Gabo spent the buck of his fame defending Cuba and Castro. First he wrote a non-fiction novel about the United States blockade of Cuba by interviewing ordinary Cubans to discover the disastrous effects of the blockade on everyday life in Cuba. The book remained unpublished for years. It could have contained insinuations of faults in the Cuban leadership which made Castro prevent its publication.

Gabo also defended the Cuban involvement in the Angolan civil war on the side of the MPLA (Popular Movement for the Liberation of Angola) against UNITA (National Union for the Total Independence of Angola) and FNLA (National Front for the Liberation of Angola).

The Soviet Union had been helping Angola through its support of the MPLA before Cuba came to Ango. So, was Cuba simply obeying orders from the Soviet Union by going into Angola? Cuba and Castro insisted they took no orders from anyone. So, in interviews and in his own writings on “Operation Carlota,” Gabo declared that it was the decision of Cuba and Castro alone to help Angola.

At least two subjects link Gabo and Fela. The first is the absolute acceptance of the “magical marvel of our (Latin American and Africa) reality” which for Gabo and his novels translates to “magical realism” and for Fela morphs into idán.

Speaking of this in his beautiful book on Fela Afrobeat! Fela and the Imagined Continent, Sola Olorunyomi mentions ‘a Yoruba mythology “that only trees located near the roadside are suitable materials for the construction of skin drums because they overhear humans conversing as they walk past and are therefore able to reproduce their language.” (p. 5)

The other subject which these two share is the belief in continental liberation, Latin America for Gabo, Africa for Fela.

Circumstances radicalised Gabo and he went out of his way to find Fidel Castro and serve the Cuban Revolution. What radicalised Fela to spend his fame trumpeting a radical alternative for Nigeria and Africa?
There is no doubt the Fela’s mother was an influence on his radicalism both as instructor and an example. Along with this parental influence must be added Fela’s own general rebelliousness, as Sola Olorunyomi describes him. The result is the “felasophy” that informs Fela’s ideas and the spending of his fame. This makes Fela’s songs social history texts and they vexed the military government of General Olusegun Obasanjo. “The Afrobeat vision as espoused by Fela is largely scattered in his public lectures, media reviews of interviews he granted, his private correspondences, short articles in the few books that have devoted chapters to his life and art, and views expressed by the artist in his YAPNEWS a newspaper of the Young African Pioneers (YAP) founded by Fela in the late seventies for propagation of the anticipated African revolution.” Sola Olorunyomi, p. 33.

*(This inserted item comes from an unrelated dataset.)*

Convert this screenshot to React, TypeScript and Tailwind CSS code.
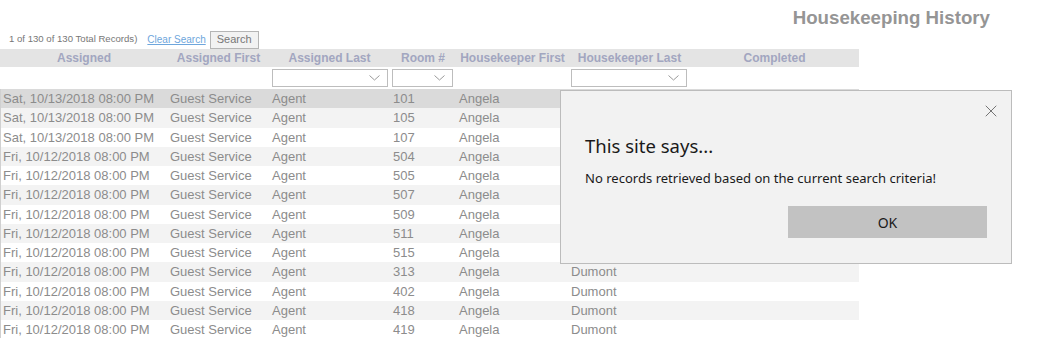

Songs such as Zombie, Alagbon Close, ITT, and Sorrow Tears and Blood showed that Fela “had finally unmasked the bogey of ideological unanimity of contending classes.” p. 45.

The call and respond style is common in Fela’s songs. One of the best known is Confusion Break Bone as follows: “the first na leg robbery/Leg robbery/Where man go go pick pocket/Leg robbery/The man go start to take leg run/Leg robbery/The second one na arm robbery/Arm robbery/Where man go go steal big thing/Arm robbery/E go take gun defend himself/Arm robbery/The third one na Head robbery/Head robbery/Where oga pata-pata go go steal/Head robbery/E go take position steal all free/Head robbery/Free stealing na him policy/Head robbery/Head robbery/Which head we get e never steal, which president we get e never steal before?”

What has been the impact and influence of these two icons on their continents? There has been no imitator of Gabo in Latin America. On the other hand, Africa has produced many Felas’ and it is still producing them. The latest is Bobi Wine of Uganda who has become the rallying point and one man opposition against president-for-life Museveni. Bobi Wine sang from the slums, acquired fame and spent it acquiring property and a seat in Parliament.
Everybody has fame. How do you spend your fame?